供花

「ご臨終です」と告げるあのシーン

病院で医者が患者の瞳孔にライトを当てて「ご臨終です」と告げるあのシーン、その日に見るとは思っていませんでした。亡くなったのは母で、58歳という若さでした。1年前にステージ3の肺がんと診断されて、余命宣告も受けました。タバコも吸わない、毎日買い物には歩いて出かける、規則正しい生活週間を送る、という健康の見本のような母だっただけに「なぜよりにもよって私の母が?」と思わざるを得ませんでした。

「ありがとうございました」としか・・・

しかもステージ3となると回復の見込みは絶望的でした。母は我慢強い人で、多少の苦しさや痛さで周囲に訴えることはありません。それがたたって、ステージ3という状態まで進行してしまったのかもしれません。診断されてから亡くなるまでの約1年間、母はとても頑張って治療に耐えたと思います。辛い検査や抗がん剤治療も泣き言ひとつ言わずに受けていました。一度、腫瘍の摘出手術を受けましたが、それがすでに転移していたことを知った時も医師に「ありがとうございました」としか言いませんでした。

「肺がんにならなければもっと生きられたはずなのに」

その母の瞳孔反応が消えた時、私は呆然としました。あんなに頑張ったのに報われないで、そのまま死んでしまった母がかわいそうでなりません。姉も父も、黙って泣いていました。泣いてばかりもいられなくて、病院からすぐに病室からでなければならないことや、死亡届けの話などがポンポン出てきました。

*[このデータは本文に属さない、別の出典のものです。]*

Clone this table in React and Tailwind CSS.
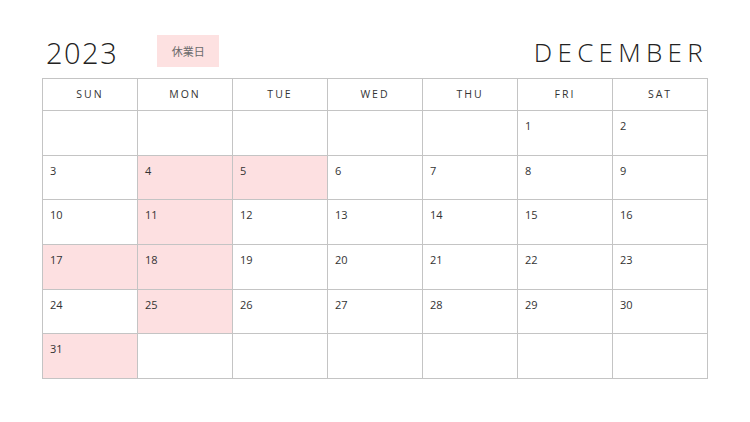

姉と父と、以前からもし母が亡くなったら葬儀社はどこにするか、搬送はどこに頼むか、緊急連絡先は、など一通り用意しておきましたが、いざとなると気持ちが追いついていかずに心が取り残されたようになってしまいました。役所で死亡届けを出すまでは、まだ母が死んだことが実感できませんでした。こんな紙切れで母がこの世からいないことになったというのが、不思議で悲しくてよくわからなくなりました。

 

「肺がんにならなければもっと生きられたはずなのに」という悔しさしか、今はまだ感じることができません。